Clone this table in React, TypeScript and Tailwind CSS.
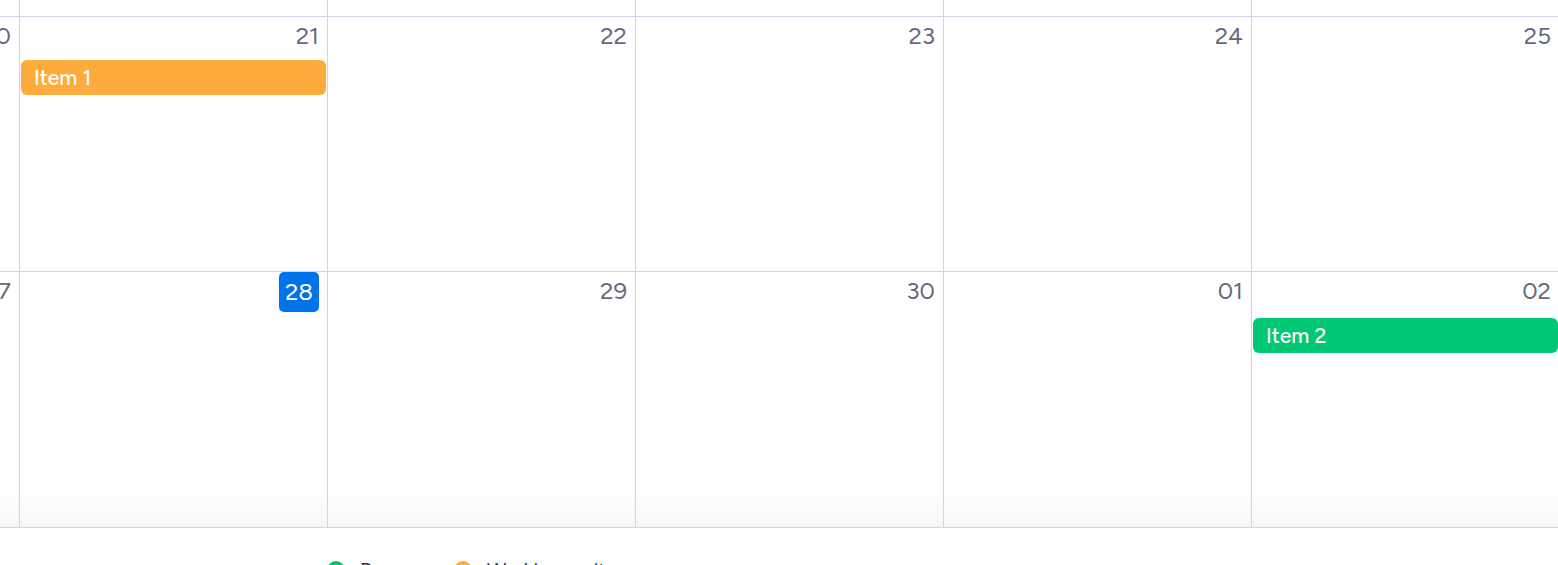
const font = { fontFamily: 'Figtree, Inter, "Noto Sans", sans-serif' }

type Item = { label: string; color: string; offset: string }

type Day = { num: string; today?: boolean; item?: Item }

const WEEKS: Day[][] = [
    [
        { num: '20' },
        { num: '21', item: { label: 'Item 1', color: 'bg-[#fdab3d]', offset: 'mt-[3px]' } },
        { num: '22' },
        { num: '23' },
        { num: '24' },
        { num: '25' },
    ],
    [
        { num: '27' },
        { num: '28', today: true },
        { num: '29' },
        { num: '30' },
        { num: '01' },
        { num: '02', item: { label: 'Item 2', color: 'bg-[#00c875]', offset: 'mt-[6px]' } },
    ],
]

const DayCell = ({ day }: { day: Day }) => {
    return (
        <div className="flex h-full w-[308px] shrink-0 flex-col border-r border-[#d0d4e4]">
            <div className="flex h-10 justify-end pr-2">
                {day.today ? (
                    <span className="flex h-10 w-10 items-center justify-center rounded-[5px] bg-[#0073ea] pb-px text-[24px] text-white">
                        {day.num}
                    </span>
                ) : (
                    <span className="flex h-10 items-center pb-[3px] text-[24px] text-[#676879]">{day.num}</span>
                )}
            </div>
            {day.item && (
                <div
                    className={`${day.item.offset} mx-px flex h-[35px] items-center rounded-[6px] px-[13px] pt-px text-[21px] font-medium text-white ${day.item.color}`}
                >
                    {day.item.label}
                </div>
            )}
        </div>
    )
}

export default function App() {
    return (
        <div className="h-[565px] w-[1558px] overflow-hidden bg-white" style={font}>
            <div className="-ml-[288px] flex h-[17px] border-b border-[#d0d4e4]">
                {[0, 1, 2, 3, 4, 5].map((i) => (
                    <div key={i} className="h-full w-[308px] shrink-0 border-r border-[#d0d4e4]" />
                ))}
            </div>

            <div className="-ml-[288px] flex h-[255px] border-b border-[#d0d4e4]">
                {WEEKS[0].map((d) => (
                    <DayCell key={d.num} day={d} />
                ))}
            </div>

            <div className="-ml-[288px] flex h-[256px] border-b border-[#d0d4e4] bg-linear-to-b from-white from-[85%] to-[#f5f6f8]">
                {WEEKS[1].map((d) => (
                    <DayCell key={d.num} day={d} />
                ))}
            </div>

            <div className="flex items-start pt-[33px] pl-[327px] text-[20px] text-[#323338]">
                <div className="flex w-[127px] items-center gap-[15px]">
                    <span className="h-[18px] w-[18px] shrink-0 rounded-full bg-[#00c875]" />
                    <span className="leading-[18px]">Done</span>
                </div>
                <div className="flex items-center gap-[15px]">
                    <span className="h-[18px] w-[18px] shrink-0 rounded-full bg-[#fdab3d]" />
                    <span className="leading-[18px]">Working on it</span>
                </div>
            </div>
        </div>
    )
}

####################

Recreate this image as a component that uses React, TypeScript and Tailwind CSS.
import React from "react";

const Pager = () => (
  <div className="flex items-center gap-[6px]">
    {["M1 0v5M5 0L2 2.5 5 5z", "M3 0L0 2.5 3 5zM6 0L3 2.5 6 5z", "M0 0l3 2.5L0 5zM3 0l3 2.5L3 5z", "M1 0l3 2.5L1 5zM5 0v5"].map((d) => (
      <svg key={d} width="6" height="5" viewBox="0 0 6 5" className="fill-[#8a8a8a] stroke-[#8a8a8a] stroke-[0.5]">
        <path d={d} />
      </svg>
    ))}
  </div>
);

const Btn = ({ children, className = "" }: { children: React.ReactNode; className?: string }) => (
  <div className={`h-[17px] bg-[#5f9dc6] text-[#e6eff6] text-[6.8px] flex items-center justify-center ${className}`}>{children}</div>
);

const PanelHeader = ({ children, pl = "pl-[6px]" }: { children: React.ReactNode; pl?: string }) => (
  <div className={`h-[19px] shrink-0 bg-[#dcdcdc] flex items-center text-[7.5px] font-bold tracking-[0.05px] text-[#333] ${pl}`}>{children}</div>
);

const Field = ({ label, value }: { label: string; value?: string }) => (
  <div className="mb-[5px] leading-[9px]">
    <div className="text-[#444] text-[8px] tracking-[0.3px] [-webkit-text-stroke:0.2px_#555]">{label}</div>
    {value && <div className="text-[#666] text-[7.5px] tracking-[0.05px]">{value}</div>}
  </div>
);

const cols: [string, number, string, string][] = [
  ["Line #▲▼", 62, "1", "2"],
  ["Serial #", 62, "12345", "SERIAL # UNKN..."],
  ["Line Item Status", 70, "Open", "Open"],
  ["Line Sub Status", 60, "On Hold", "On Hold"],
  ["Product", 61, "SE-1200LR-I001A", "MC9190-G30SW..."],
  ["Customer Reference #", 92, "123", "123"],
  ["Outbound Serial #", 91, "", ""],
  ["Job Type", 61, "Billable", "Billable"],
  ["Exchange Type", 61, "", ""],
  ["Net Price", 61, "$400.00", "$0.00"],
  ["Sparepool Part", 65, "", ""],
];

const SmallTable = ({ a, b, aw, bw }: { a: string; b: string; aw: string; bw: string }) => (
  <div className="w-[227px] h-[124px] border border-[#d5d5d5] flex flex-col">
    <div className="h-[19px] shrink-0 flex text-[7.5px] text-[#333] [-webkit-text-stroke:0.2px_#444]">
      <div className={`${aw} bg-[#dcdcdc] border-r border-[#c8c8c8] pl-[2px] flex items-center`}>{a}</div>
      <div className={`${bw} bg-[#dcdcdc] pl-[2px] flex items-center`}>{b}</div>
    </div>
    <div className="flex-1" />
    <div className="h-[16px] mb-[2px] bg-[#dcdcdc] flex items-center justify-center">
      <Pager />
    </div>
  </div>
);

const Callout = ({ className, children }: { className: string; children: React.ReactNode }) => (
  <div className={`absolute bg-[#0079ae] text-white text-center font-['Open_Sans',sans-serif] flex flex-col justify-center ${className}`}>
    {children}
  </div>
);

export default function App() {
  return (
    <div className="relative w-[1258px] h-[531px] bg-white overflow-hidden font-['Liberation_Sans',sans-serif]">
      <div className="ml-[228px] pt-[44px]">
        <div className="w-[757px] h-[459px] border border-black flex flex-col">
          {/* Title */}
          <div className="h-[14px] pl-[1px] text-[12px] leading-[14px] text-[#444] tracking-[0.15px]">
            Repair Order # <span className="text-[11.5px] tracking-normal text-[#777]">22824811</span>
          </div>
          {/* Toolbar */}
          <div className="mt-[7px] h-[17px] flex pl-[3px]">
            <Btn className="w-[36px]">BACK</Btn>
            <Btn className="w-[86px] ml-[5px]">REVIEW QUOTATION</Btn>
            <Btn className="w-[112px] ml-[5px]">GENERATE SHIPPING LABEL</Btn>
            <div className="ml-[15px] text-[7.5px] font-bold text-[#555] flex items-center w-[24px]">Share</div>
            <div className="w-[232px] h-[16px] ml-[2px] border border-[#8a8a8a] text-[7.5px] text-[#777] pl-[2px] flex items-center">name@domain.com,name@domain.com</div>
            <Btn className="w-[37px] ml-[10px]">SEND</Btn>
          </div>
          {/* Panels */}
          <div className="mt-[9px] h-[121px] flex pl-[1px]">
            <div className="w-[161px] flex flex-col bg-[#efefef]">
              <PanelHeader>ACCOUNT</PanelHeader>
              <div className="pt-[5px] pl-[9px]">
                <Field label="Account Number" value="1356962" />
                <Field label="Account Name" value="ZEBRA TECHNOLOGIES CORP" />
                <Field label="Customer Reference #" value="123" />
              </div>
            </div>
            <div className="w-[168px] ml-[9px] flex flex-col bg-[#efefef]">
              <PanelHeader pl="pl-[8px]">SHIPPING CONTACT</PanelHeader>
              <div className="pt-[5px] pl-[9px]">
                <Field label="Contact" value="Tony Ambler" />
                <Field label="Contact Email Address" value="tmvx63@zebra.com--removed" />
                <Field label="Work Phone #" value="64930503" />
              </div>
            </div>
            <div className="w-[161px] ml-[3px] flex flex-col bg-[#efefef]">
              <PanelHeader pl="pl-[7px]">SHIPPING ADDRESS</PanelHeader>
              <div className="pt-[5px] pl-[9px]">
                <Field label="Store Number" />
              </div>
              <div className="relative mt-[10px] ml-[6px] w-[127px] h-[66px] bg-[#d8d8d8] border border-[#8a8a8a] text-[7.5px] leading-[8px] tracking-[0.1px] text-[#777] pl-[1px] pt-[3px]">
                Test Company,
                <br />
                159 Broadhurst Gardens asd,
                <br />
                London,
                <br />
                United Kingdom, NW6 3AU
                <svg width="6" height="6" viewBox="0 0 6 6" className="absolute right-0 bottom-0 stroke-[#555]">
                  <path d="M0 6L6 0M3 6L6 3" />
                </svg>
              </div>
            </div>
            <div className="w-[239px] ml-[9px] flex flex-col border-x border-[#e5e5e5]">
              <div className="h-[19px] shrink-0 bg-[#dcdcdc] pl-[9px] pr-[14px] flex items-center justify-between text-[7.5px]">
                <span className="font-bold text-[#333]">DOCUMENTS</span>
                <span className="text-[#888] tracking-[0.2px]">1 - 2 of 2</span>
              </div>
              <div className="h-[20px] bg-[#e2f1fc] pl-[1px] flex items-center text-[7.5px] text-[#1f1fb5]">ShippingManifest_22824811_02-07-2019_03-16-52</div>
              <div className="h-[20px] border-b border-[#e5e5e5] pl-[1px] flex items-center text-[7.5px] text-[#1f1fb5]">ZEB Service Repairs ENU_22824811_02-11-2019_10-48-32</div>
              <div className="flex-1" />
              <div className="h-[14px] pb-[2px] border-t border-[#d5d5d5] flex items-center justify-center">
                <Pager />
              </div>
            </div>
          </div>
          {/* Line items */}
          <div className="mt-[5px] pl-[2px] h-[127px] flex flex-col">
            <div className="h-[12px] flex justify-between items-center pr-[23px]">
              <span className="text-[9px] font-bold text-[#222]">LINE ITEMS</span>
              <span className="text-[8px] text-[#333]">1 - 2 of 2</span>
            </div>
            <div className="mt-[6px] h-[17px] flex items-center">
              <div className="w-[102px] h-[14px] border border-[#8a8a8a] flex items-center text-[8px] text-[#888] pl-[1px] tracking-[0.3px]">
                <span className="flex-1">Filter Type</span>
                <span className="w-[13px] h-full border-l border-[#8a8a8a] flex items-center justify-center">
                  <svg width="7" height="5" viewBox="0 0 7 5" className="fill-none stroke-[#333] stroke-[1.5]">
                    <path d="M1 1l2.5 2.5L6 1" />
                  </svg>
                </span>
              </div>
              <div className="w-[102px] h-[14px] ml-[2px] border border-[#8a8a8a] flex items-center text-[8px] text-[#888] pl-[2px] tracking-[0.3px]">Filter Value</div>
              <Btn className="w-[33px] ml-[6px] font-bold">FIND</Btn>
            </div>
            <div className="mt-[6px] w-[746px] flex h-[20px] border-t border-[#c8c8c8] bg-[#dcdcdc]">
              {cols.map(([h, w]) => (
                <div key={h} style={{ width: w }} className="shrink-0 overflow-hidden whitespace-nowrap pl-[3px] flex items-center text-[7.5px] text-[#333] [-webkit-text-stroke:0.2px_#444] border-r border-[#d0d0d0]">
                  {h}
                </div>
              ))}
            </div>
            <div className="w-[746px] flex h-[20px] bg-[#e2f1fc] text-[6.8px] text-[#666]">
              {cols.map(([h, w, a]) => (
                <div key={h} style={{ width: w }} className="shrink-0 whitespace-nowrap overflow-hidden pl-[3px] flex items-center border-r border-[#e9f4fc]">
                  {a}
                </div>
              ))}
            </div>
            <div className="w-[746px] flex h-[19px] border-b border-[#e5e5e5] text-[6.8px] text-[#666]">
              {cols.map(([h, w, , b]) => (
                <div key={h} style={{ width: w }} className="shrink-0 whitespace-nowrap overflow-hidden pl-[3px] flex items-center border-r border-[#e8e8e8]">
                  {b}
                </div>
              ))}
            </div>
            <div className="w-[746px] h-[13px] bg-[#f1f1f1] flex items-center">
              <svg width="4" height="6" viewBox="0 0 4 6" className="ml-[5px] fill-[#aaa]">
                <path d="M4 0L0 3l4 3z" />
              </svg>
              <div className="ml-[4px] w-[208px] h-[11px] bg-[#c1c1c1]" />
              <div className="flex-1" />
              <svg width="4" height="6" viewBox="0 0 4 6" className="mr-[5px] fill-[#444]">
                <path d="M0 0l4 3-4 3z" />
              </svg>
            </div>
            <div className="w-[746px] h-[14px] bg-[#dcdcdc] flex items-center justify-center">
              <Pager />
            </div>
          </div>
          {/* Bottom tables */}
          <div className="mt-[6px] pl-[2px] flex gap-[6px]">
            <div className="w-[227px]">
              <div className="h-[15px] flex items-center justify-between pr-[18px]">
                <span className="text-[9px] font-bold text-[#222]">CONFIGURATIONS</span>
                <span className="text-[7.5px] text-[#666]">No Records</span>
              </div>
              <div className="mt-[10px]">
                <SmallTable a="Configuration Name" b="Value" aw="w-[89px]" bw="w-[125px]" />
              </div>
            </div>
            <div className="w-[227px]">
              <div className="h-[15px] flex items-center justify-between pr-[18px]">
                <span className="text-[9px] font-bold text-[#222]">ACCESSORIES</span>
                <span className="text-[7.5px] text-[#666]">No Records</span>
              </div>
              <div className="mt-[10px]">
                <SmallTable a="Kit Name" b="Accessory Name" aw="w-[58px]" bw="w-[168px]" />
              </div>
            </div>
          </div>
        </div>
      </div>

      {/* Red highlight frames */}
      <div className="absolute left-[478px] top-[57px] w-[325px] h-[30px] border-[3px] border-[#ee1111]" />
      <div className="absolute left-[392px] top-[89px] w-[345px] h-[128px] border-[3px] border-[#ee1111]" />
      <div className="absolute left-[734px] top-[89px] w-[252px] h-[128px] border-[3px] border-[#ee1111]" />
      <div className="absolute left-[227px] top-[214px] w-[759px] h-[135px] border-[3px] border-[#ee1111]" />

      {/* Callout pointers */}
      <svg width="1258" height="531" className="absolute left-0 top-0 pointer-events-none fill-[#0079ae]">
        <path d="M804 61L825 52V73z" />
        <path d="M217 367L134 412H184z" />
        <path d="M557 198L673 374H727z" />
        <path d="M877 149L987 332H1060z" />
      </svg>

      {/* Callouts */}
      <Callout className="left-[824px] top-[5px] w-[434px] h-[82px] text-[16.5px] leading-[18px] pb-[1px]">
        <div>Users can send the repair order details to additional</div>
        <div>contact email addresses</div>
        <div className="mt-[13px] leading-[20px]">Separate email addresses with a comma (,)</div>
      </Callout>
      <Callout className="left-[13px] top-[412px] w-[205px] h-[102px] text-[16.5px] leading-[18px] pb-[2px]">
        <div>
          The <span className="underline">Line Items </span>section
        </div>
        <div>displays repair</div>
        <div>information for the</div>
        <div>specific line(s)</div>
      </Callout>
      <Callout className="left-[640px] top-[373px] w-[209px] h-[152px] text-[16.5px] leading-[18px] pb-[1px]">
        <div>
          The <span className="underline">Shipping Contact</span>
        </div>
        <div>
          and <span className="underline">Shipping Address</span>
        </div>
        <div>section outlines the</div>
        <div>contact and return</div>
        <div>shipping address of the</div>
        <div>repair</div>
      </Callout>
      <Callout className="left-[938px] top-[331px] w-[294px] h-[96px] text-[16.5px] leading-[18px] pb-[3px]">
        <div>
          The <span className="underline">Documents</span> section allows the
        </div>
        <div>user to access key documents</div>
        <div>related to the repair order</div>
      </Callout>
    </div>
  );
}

####################

## Work to complete
Among the entries above, take the lines from the one with "Clone this table" through the one with "string; today?: boolean;" and retype them exactly, leaving out the pictures.

## Output for this exercise
Clone this table in React, TypeScript and Tailwind CSS.
const font = { fontFamily: 'Figtree, Inter, "Noto Sans", sans-serif' }

type Item = { label: string; color: string; offset: string }

type Day = { num: string; today?: boolean; item?: Item }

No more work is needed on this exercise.